Frequently Asked Questions

What if agents disagree on facts? This is healthy debate, not a failure. Disagreement points to missing information or different interpretations. Use versioning to track both views. Let a supervisor agent review conflicts. Or designate trusted agents as authoritative sources—others defer to their versions.

Does shared memory create a bottleneck? Not if designed right. Graph databases handle thousands of queries per second. Event logs handle millions of appends. The bottleneck is usually bad schema design or incorrect indexing, not the concept itself. Start small, measure, optimize access patterns.
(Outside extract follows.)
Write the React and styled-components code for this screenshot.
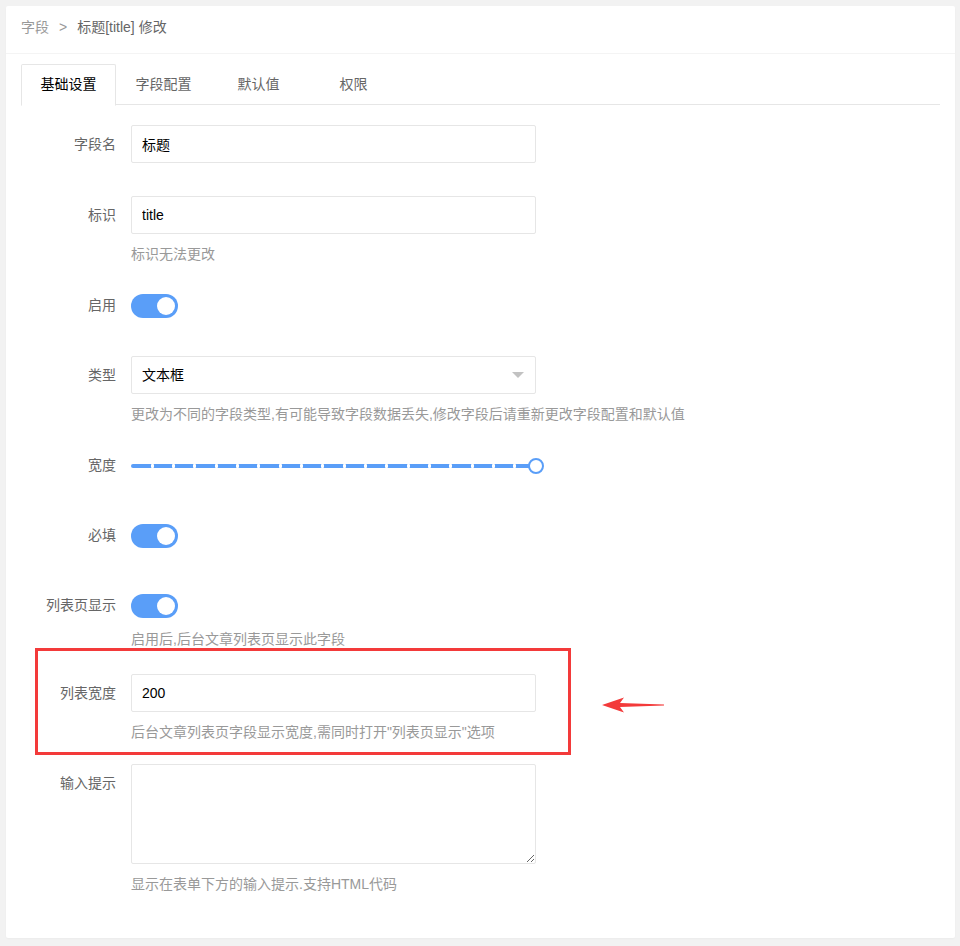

How do you test multi-agent systems with shared memory? Start with deterministic playback: record all agent interactions and memory states, replay them, verify the same results occur. Use property-based testing: define invariants that must always be true (no negative balances, all references valid), then generate random agent behaviors and verify invariants hold.

Shadow mode is powerful: run your new agents against production memory but don't let them write. Observe their behavior, catch bugs before they affect real data.

Conclusion

Single agents are useful. Teams of specialized agents working from shared memory are powerful.

Multi-agent memory sharing is how you scale intelligence without chaos. It's the architecture pattern underlying every production multi-agent system that works at scale.

The three patterns—hierarchical knowledge graphs, event-driven logs, and supervisor-coordinated systems—each serve different needs. Start with the simplest pattern that fits your constraints. As you grow, migrate toward event-driven if you need throughput, or hierarchical if you need consistency.

HydraDB Hive Memory is purpose-built for this problem. It handles access control, versioning, conflict resolution, and multi-tenant isolation automatically. You focus on agent logic. Hive handles coordination.

Start simple. A handful of agents sharing context. Measure. Observe where conflicts occur, where latency hurts. Then scale—add agents, increase throughput, and let Hive handle the complexity. That's the path from prototype to production.